Emotionally Unstable Personality Disorder and Post Traumatic Stress Disorder. That’s what the psychiatrist in the hospital said. Finally, after years of psychological turmoil and endless waiting, I could put a name to these terrible things which were affecting me. Obviously I’d done my own research and had my own ideas, but to have someone properly validate that what I’d been going through was tough but priceless.
My name is Alice...
My name's Alice. I’m sitting in hospital writing this, after an attempted suicide about six weeks ago. It’s my second admission since October 2015, which has been really hard to come to terms with. I guess it’s just the fact I’d been ignoring I was ill for so long that now it’s all come to a head - it’s just very hard to cope with. But that’s okay, and I am managing. Progress is slow, but at least it’s progress.
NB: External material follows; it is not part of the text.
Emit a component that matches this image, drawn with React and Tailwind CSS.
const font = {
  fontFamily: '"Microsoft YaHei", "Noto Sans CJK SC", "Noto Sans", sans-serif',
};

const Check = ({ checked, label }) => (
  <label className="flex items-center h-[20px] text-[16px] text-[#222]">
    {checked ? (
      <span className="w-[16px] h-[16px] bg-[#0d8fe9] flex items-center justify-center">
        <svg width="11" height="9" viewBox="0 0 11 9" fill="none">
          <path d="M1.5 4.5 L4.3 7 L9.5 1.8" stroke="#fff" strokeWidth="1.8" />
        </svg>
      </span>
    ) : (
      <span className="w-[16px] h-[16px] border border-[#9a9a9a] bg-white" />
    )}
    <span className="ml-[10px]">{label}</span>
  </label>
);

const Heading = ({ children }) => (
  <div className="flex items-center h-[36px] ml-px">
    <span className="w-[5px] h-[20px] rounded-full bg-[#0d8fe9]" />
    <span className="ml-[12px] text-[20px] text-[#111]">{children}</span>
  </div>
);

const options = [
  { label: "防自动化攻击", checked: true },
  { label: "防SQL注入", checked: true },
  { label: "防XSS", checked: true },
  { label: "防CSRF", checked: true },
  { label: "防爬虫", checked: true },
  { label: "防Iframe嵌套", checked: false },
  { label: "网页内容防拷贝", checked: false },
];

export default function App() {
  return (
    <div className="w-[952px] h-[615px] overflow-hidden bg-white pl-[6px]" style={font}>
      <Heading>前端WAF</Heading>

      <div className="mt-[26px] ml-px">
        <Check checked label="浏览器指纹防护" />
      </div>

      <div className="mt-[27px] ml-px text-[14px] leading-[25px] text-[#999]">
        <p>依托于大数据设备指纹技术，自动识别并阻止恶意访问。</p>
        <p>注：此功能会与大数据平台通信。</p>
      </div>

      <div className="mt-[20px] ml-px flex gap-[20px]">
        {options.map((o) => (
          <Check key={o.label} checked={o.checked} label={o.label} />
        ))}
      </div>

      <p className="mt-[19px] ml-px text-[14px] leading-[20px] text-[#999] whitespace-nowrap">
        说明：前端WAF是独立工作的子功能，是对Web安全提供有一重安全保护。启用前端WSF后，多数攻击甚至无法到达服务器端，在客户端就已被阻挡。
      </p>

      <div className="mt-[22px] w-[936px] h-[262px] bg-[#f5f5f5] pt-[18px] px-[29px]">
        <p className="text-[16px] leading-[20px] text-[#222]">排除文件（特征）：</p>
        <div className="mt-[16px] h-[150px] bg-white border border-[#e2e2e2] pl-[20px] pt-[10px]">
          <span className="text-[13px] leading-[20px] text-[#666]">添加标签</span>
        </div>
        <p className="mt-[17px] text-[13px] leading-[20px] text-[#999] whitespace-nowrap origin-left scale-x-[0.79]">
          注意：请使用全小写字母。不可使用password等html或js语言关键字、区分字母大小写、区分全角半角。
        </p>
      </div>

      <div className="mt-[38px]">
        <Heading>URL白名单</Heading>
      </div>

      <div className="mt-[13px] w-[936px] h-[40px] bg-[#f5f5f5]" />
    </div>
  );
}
So there I am, sitting in the psychiatrist’s office when she finally utters these immortal words: BPD and PTSD. I finally know what’s been plaguing me for so long. Both diagnoses, however, come as a bit of a shock. In my ignorance, I thought that being borderline meant being manipulative, that being diagnosed with a personality disorder meant being rude, abrasive and flawed. What’s more, I thought that PTSD was only diagnosed in soldiers returning from war. How wrong I was.
BPD and PTSD affect me on a daily basis. Having BPD means I struggle a lot with my own identity, with my unstable and often overflowing and ever-changing emotions, with relationships, with basic functioning, and very often with self-harm. Self-harm is always my personal elephant in the room. It’s always there, but I never talk about it and try desperately to hide it. So here I am admitting to it, and it feels… good, I think. PTSD causes me to suffer from panic attacks, flashbacks, anxiety and depression as a result of repeated trauma from a few years ago. I’ve very often reached the stage where I want to end my life, and that’s where I am now. It’s a scary place to be, not wanting to face the future, but my hope is that if I keep fighting it will get better. Nothing is constant, everything is changeable- that’s the phrase I’ve kept muttering to myself. I won’t feel like this forever, this too shall pass.
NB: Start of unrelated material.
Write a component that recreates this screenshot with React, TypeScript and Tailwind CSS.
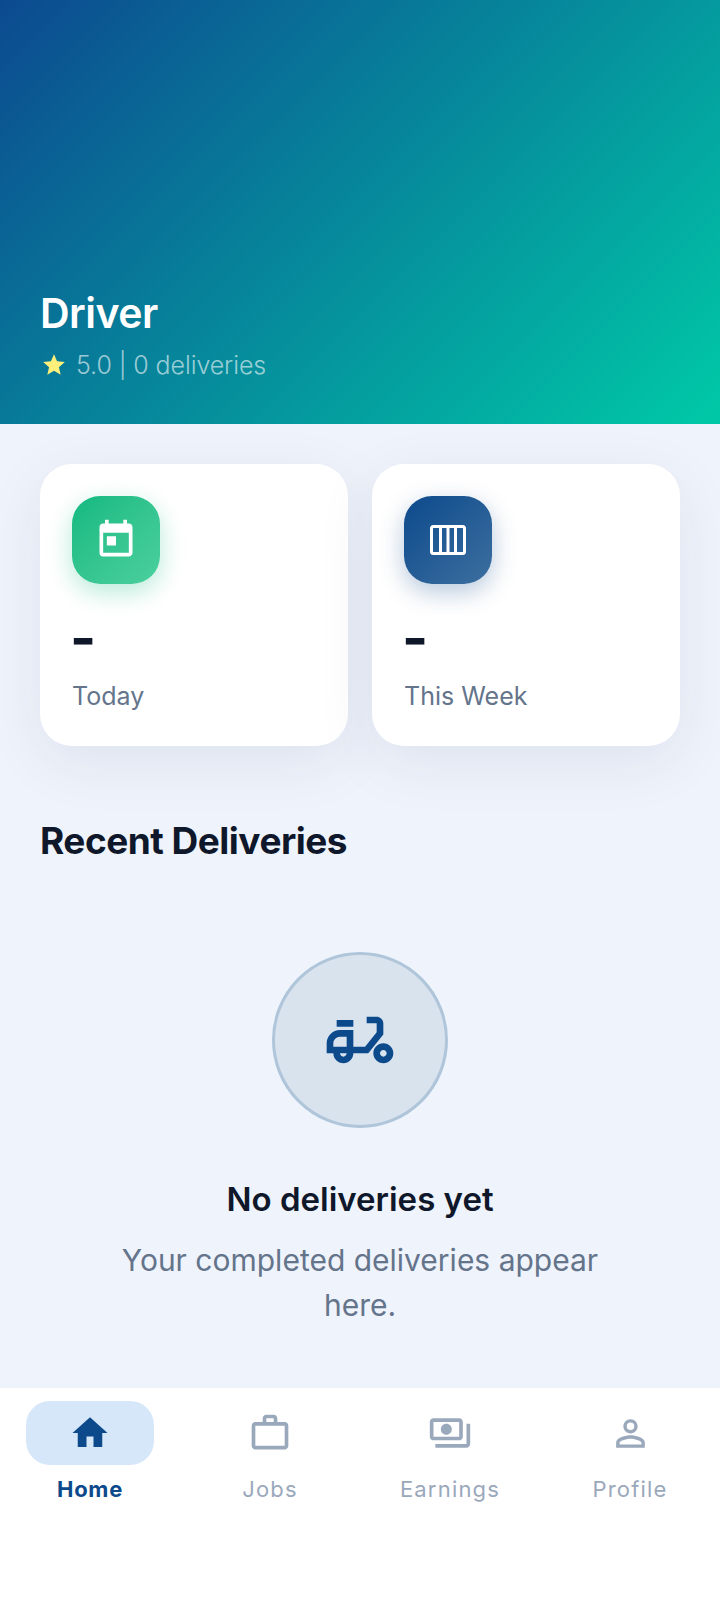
import React from 'react';
import {
  MdHome,
  MdOutlineMoped,
  MdOutlinePayments,
  MdOutlinePersonOutline,
  MdStar,
  MdToday,
  MdWorkOutline,
} from 'react-icons/md';

const font = "font-['Inter','Noto_Sans',sans-serif]";

const tabs = [
  { label: 'Home', Icon: MdHome, size: 42, active: true },
  { label: 'Jobs', Icon: MdWorkOutline, size: 44, active: false },
  { label: 'Earnings', Icon: MdOutlinePayments, size: 44, active: false },
  { label: 'Profile', Icon: MdOutlinePersonOutline, size: 43, active: false },
];

const WeekIcon = () => (
  <svg width="36" height="30" viewBox="0 0 36 30" fill="none" stroke="currentColor" strokeWidth="3">
    <rect x="1.5" y="1.5" width="33" height="27" rx="2" />
    <path d="M10.5 1.5v27M18 1.5v27M25.5 1.5v27" />
  </svg>
);

const App: React.FC = () => {
  return (
    <div className={`${font} flex h-[1604px] w-[720px] flex-col overflow-hidden bg-[#eff3fb]`}>
      {/* Header */}
      <div className="flex h-[424px] shrink-0 flex-col justify-end bg-[linear-gradient(135deg,#0c4a90,#00c9a7)] px-10 pb-[41px]">
        <h1 className="text-[41px] leading-[56px] font-semibold tracking-[-0.5px] text-white">Driver</h1>
        <div className="mt-[6px] flex items-center">
          <MdStar size={26} className="mr-[9px] ml-[1px] text-[#fdf07a]" />
          <span className="text-[25px] leading-[36px] font-light tracking-[-0.1px] text-white/60">5.0 | 0 deliveries</span>
        </div>
      </div>

      {/* Stat cards */}
      <div className="flex gap-6 px-10 pt-10">
        <div className="flex h-[282px] flex-1 flex-col rounded-[32px] bg-white p-8 shadow-[0_16px_60px_rgba(15,40,90,0.08)]">
          <div className="flex h-[88px] w-[88px] items-center justify-center rounded-[28px] bg-gradient-to-br from-[#10b981] to-[#4ad09e] shadow-[0_8px_24px_rgba(16,185,129,0.3)]">
            <MdToday size={44} className="text-white" />
          </div>
          <p className="mt-[26px] -ml-[2px] h-[56px] text-[56px] leading-[56px] font-bold text-[#0f172a]">-</p>
          <p className="mt-[12px] text-[25px] leading-[36px] text-[#64748b]">Today</p>
        </div>
        <div className="flex h-[282px] flex-1 flex-col rounded-[32px] bg-white p-8 shadow-[0_16px_60px_rgba(15,40,90,0.08)]">
          <div className="flex h-[88px] w-[88px] items-center justify-center rounded-[28px] bg-[linear-gradient(135deg,#0c4a8c,#3d6f9f)] text-white shadow-[0_8px_24px_rgba(12,74,140,0.3)]">
            <WeekIcon />
          </div>
          <p className="mt-[26px] -ml-[2px] h-[56px] text-[56px] leading-[56px] font-bold text-[#0f172a]">-</p>
          <p className="mt-[12px] text-[25px] leading-[36px] text-[#64748b]">This Week</p>
        </div>
      </div>

      {/* Recent deliveries */}
      <div className="flex flex-1 flex-col px-10 pt-[69px]">
        <h2 className="text-[37px] leading-[52px] font-bold tracking-[-0.5px] text-[#0f172a]">Recent Deliveries</h2>
        <div className="mt-[85px] flex flex-col items-center">
          <div className="flex h-[176px] w-[176px] items-center justify-center rounded-full border-[3px] border-[#afc5da] bg-[#d9e3ee]">
            <MdOutlineMoped size={80} className="text-[#0c4a8c]" />
          </div>
          <p className="mt-[47px] text-[33px] leading-[48px] font-semibold text-[#0f172a]">No deliveries yet</p>
          <p className="mt-[15px] w-[520px] text-center text-[30px] leading-[45px] font-normal text-[#64748b]">
            Your completed deliveries appear here.
          </p>
        </div>
      </div>

      {/* Bottom nav */}
      <div className="flex h-[216px] shrink-0 items-start bg-white pt-[13px]">
        {tabs.map(({ label, Icon, size, active }) => (
          <div key={label} className="flex flex-1 flex-col items-center">
            <div className={`flex h-16 w-32 items-center justify-center rounded-3xl ${active ? 'bg-[#d6e7fa]' : ''}`}>
              <Icon size={size} className={active ? 'text-[#0c4a8c]' : 'text-[#9aa8bc]'} />
            </div>
            <span
              className={`mt-[8px] text-[22px] leading-[32px] ${
                active ? 'font-bold tracking-[0.7px] text-[#0c4a8c]' : 'tracking-[1.2px] text-[#9aa8bc]'
              }`}
            >
              {label}
            </span>
          </div>
        ))}
      </div>
    </div>
  );
};

export default App;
All in all, I’ve come to learn that my BPD does not make me an awful person, as I may have once thought. I’m also learning to accept my PTSD and the trauma which led to it. Although I’m not able to talk about it just yet, having had someone acknowledge that I have not been able to process the trauma correctly has given me comfort.
Part of what's helped has been family and friends...
Part of what has helped me get through is the reactions of my friends and family. Most people have continued treating me as normal, which I’d say is the main thing you can do to help someone who has a mental health problem. They haven’t tried to save me or to cure me, but they’ve just been there for me when I need them, constantly keeping in touch and showing they care through little gestures here and there. Lots of my friends have decided to educate themselves on my condition, which has been really helpful because they are able to differentiate between me and my illness. However, some people haven’t had such good reactions. I’ve had friends tell me that I can’t have gone through real trauma because I’ve never spoken about it, and friends who have distanced themselves since I told them I was ill. To that I have two responses: firstly, that every single person has fought battles that others know nothing about, and secondly, that I’m still the same person despite my illness, and I’ve developed as a person because of it.
Mental illness is that one roller coaster you never want to ride. You get to the theme park and you see it, standing there, in all its terrifying glory. You’re desperate to avoid it, but suddenly somebody drags you on and there you are, riding this awful creation through every twist and turn. There are ups – I’ve met some incredible people and firmed some important friendships through having a mental illness – and there are some extreme downs, but there is always an end in sight if you just continue on the roller coaster and let it run its course.
That’s a really long metaphor, I do apologise.But I hope you know what I mean, and I hope that any other people who’ve experienced similar things can also relate. Mental illness is a roller coaster we’re riding, but it’s not our defining trait, and it never will be so long as we keep fighting and keep talking.